Fui testigo privilegiado del renacimiento de esa UCA, así como también lo había sido, antes de 1989, de su construcción y desarro­llo. En los primeros momentos la cuestión era si la UCA era viable sin los mártires. Y si lo era, cómo continuar. La única respuesta posible estaba en intentarlo. La tradición universitaria de Ellacuría y sus compañeros decía que el intento valía la pena. La ausencia de los mártires se hizo sentir con fuerza, sobre todo, en los momentos más críticos del país y de la UCA. Pero no nos abandonaron por completo. Al contrario, se hicieron presentes con gran claridad, pero de otra manera. Así, nos hicieron participar en lo que los teólogos llaman «la comunión de los santos». Su presencia animaba a seguir, pese a la incertidumbre y el temor, la guerra no había concluido aún, la postguerra planteaba desafíos y las exigencias académicas, organizativas y administrativas de la UCA parecían insuperables.

Recuperada cierta normalidad, el esfuerzo se concentró en superar «la depresión institucional», volviendo a la raíz de la identi­dad de la UCA, de donde se deriva su misión, pero desde la nueva situación del país y de la universidad, en cultivar la vocación univer­sitaria de una nueva generación y en generar mística universitaria en la comunidad universitaria. La fidelidad a la misión demandaba responder a los nuevos desafíos de la realidad salvadoreña que con rapidez asombrosa pasa de la negociación al final de la guerra y a la postguerra. Entre esos desafíos estaba dignificar a las víctimas del terrorismo de Estado, exigir justicia para los violadores de los dere­chos humanos, contener la violencia social y luchar contra nuevas formas de pobreza y exclusión.

Hacer memoria de la masacre de la UCA, acontecida hace veinticinco años, no es insistir en el pasado, sino hacer presente unas vidas entregadas a la causa de la liberación de los pobres salvadoreños. Aparte que hacer memoria es una dimensión funda­ mental de la tradición cristiana. Hacer memoria es aproximarse con respeto y asombro a un pueblo y a una Iglesia martirial, donde la persecución se ensañó con quienes reclamaban justicia y derecho. Hacer memoria es dar gracias por esas vidas entregadas tan gene­rosamente y comprometerse a entregar la propia para liberar a la humanidad de la injusticia. Hacer memoria es reclamar justicia, ya que los responsables de la masacre de la UCA y de los asesinatos posteriores gozan de impunidad, amparados por una ley de amnistía jurídicamente insostenible. Hacer memoria es enfatizar la necesidad y la urgencia de luchar por la humanización de un mundo inhumano.
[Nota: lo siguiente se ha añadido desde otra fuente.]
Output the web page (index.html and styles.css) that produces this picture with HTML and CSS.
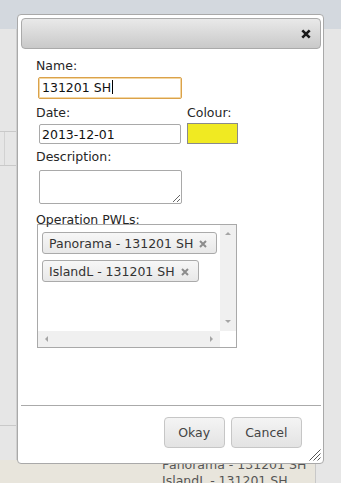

Los mártires de la Iglesia salvadoreña nos señalan el camino para la humanización individual y colectiva y para seguir a Jesús de Nazaret. En ellos encontramos un testimonio de generosidad, solidaridad y fraternidad, pues no se guardaron nada para sí, sino que se entregaron a sí mismos para liberar al pueblo salvadoreño. Nuestra posibilidad de humanización, es decir, de salvación está en volvernos hacia ellos, en aceptar su desafío de forzar la llegada del reinado de Dios con el trabajo por la justicia y en dejarnos iluminar por ellos.

Por P. Rodolfo Cardenal, SJ
Centro Monseñor Romero, Carta a las iglesias, Año XXXIII, No. 654 del 1 al 31 de octubre de 2014.